If a positive future is indeed calling to us, the same way we see the future adult calling forth the child’s development, there’s no guarantee we will get there.
To move into such a future, every person’s help will be needed. We need the child whose mother never learned to read; the child whose family can’t afford tuition; the child who doesn’t yet know how to use words instead of pushing. We need them to grow to adulthood with the full force of their will and intellect intact; with their desire for knowledge burning, able to listen to their inner guide and act from their authentic core.
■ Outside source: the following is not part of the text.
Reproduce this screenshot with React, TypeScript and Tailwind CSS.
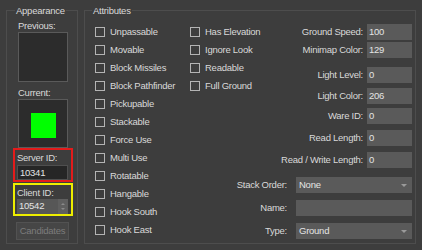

I believe that our shared work is part of the emergence of a new pattern in the world, something much bigger than Montessori education but that we can make a contribution to. These are some of the things I see that I believe are connected to our work and to each other:
- I see a new awareness of the awesome power of children in their first six years of life, and a growing consensus, transcending political divisions, that support for young children grows a strong society.
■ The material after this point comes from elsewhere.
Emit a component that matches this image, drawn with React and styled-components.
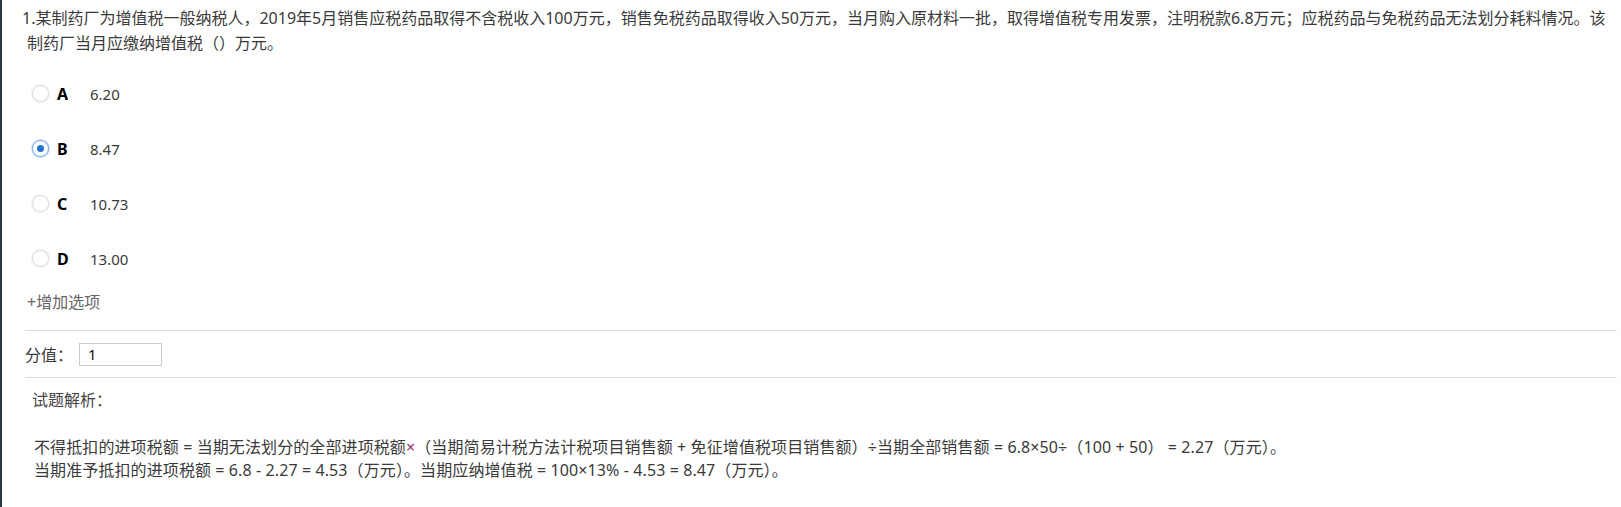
import React, { useState } from "react";
import styled, { createGlobalStyle } from "styled-components";

const GlobalStyle = createGlobalStyle`
body {
    margin: 0;
    background: #fff;
    font-family: "Noto Sans", "Noto Sans CJK SC", sans-serif;
    color: #333;
}
`;

const options = [
    { key: "A", value: "6.20" },
    { key: "B", value: "8.47" },
    { key: "C", value: "10.73" },
    { key: "D", value: "13.00" },
];

const App = () => {
    const [picked, setPicked] = useState("B");
    return (
        <Page>
            <GlobalStyle />
            <Question>
                <QLine>
                    1.某制药厂为增值税一般纳税人，2019年5月销售应税药品取得不含税收入100万元，销售免税药品取得收入50万元，当月购入原材料一批，取得增值税专用发票，注明税款6.8万元；应税药品与免税药品无法划分耗料情况。该
                </QLine>
                <QLine indent>制药厂当月应缴纳增值税（）万元。</QLine>
            </Question>

            <OptionList>
                {options.map((o) => (
                    <OptionRow key={o.key} onClick={() => setPicked(o.key)}>
                        <Radio checked={picked === o.key} />
                        <Letter>{o.key}</Letter>
                        <Value>{o.value}</Value>
                    </OptionRow>
                ))}
            </OptionList>

            <AddOption>+增加选项</AddOption>

            <Divider top="16px" />
            <ScoreRow>
                <Label>分值：</Label>
                <ScoreInput defaultValue="1" />
            </ScoreRow>
            <Divider />

            <Analysis>
                <AnalysisTitle>试题解析：</AnalysisTitle>
                <AnswerLine>
                    不得抵扣的进项税额 = 当期无法划分的全部进项税额<Times>×</Times>（当期简易计税方法计税项目销售额 + 免征增值税项目销售额）÷当期全部销售额 = 6.8×50÷（100 + 50） = 2.27（万元）。
                </AnswerLine>
                <AnswerLine>
                    当期准予抵扣的进项税额 = 6.8 - 2.27 = 4.53（万元）。当期应纳增值税 = 100×13% - 4.53 = 8.47（万元）。
                </AnswerLine>
            </Analysis>
        </Page>
    );
};

const Page = styled.div`
min-height: 507px;
box-sizing: border-box;
border-left: 2px solid #2b3a4a;
padding: 0 4px 0 0;
font-size: 16px;
`;

const Question = styled.div`
padding: 6px 0 0 20px;
line-height: 25px;
color: #3a3a3a;
`;

const QLine = styled.div`
white-space: nowrap;
padding-left: ${({ indent }) => (indent ? "5px" : "0")};
`;

const OptionList = styled.div`
margin-top: 10px;
padding-left: 30px;
`;

const OptionRow = styled.div`
height: 55px;
display: flex;
align-items: center;
cursor: pointer;
`;

const Radio = styled.span`
width: 17px;
height: 17px;
box-sizing: border-box;
border-radius: 50%;
border: 1px solid ${({ checked }) => (checked ? "#6ea6ea" : "#dcdcdc")};
background: #fff;
display: flex;
align-items: center;
justify-content: center;
box-shadow: ${({ checked }) => (checked ? "0 0 0 1px #cfe2fa" : "0 0 0 1px #f1f1f1")};

&::after {
    content: "";
    width: 7px;
    height: 7px;
    border-radius: 50%;
    background: #2474d8;
    display: ${({ checked }) => (checked ? "block" : "none")};
}
`;

const Letter = styled.span`
width: 33px;
margin-left: 8px;
font-weight: 700;
color: #000;
font-size: 16px;
`;

const Value = styled.span`
color: #3a3a3a;
font-size: 15px;
`;

const AddOption = styled.div`
margin-top: 4px;
padding-left: 25px;
line-height: 24px;
color: #666;
cursor: pointer;
`;

const Divider = styled.div`
height: 1px;
background: #dedede;
margin-left: 23px;
margin-top: ${({ top }) => top || "0"};
`;

const ScoreRow = styled.div`
height: 46px;
display: flex;
align-items: center;
padding-left: 23px;
`;

const Label = styled.span`
width: 54px;
color: #3a3a3a;
`;

const ScoreInput = styled.input`
width: 83px;
height: 23px;
box-sizing: border-box;
border: 1px solid #cccccc;
padding: 0 8px;
font-family: "Noto Sans", sans-serif;
font-size: 15px;
color: #111;
outline: none;
`;

const Analysis = styled.div`
padding: 10px 0 0 30px;
`;

const AnalysisTitle = styled.div`
line-height: 24px;
color: #444;
margin-bottom: 24px;
`;

const AnswerLine = styled.div`
line-height: 23px;
padding-left: 2px;
white-space: nowrap;
letter-spacing: 0.1px;
color: #3a3a3a;
`;

const Times = styled.span`
color: #9b2d7a;
`;

export default App;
- I see an insistence that decisions be driven by data, and that we not continue to go down paths that aren’t working.
- I see a focus on communication and collaboration among organizations working to better the world—from the Montessori Leaders Collaborative in our own community to the Collective Impact model and other forms of collaboration now in use by diverse organizations worldwide.
- I see a global commitment to eradicating poverty and healing the planet’s wounds, exemplified by the Millenium Development Goals adopted by the United Nations.
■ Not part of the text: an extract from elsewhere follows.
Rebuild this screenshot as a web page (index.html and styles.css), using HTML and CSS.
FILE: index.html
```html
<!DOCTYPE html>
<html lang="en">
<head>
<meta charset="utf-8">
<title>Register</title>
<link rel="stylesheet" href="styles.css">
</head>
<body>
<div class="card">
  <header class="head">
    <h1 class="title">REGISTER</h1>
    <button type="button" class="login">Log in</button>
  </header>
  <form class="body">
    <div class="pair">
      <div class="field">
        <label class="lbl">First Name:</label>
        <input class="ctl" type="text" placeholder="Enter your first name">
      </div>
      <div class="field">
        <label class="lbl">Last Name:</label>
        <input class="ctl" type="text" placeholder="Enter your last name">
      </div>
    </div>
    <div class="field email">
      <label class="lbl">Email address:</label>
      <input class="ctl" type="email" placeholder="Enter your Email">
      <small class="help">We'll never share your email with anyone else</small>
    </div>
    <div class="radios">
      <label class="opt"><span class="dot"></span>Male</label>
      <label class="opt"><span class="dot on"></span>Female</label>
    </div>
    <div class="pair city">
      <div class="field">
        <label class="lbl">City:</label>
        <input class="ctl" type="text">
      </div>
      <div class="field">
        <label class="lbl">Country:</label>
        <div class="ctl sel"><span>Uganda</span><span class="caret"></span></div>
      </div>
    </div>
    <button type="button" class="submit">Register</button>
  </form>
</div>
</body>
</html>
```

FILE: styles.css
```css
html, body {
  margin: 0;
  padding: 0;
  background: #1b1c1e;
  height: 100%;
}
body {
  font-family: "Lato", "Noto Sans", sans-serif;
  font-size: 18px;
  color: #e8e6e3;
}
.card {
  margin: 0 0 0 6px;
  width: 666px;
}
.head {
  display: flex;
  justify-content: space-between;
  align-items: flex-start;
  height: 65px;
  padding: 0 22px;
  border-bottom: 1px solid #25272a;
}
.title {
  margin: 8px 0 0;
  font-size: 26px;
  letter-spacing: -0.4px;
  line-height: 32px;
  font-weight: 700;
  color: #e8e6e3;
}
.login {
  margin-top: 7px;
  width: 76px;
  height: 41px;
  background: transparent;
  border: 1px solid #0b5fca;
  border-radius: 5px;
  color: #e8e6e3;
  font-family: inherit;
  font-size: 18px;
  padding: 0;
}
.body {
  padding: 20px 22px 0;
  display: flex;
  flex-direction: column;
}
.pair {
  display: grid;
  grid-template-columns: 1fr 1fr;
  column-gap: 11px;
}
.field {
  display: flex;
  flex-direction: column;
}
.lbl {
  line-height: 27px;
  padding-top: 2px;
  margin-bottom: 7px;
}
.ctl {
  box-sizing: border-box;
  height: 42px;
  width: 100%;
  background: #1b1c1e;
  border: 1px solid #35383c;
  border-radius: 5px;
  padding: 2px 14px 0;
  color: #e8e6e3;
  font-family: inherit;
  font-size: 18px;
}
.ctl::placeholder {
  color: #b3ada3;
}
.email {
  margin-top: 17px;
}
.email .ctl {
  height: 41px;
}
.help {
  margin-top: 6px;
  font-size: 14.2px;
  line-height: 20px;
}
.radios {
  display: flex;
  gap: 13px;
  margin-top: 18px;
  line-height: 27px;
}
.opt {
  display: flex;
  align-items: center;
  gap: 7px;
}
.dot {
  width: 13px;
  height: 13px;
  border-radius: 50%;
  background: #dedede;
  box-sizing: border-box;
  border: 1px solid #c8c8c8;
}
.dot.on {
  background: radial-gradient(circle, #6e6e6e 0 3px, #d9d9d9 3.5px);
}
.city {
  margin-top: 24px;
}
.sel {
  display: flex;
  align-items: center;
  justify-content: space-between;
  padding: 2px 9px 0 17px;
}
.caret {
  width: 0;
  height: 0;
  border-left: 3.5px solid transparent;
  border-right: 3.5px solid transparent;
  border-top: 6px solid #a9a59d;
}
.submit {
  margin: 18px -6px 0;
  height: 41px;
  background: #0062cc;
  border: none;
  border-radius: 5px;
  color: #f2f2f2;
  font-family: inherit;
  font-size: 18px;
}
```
In line with this greater movement, the time is right for a dramatic expansion of Montessori schools and ideas. It’s time for our model to serve many more children, especially those whose families have limited financial means. It’s time for us to engage with the broader education community, generously sharing what we have learned about children over the last 100 years and also learning from the knowledge and observations others have gathered.
And we do have a lot to learn, as well as a lot to share. To serve every child, we need to learn from those who have studied adverse childhood experiences—the damage done to children by economic stress; hunger; the loss or incarceration of a parent. We need to learn from those who have studied ways to create trauma-aware classrooms, where children affected by these experiences can find support and safety rather than suspension and expulsion. We need to learn from those who have studied ways to dismantle racism and build truly equitable organizations.
The time is right, and the environment has already been prepared for us by the Montessori educators of the older generation. Everywhere I go in education circles, I meet someone who was a Montessori parent, or a Montessori child, or whose niece or nephew went to Montessori school. Each of these people has seen a child blossom in a Montessori environment. Now they are ready to help make Montessori accessible to all.
Even so, there are days when our work to strengthen and expand public Montessori feels too big, too fraught, impossible to move even an inch forward. But viewing this big work as undertaken in alignment with the call from a positive future helps me stay focused on the path and discern its evolving direction.
Of course I will continue to talk about outcomes, and to appreciate the cause-and-effect of Montessori opening doors for children. At the same time, I want to humbly acknowledge that the doors that open for our work are not just a result of what we’ve done or even of all the amazing work that came before us, but are also invitations from a future we don’t yet see and can only barely imagine.
Annie Frazer is the founder and Executive Director of Montessori Partnerships for Georgia, a nonprofit that expands access to Montessori through a network of public and community-based Montessori schools.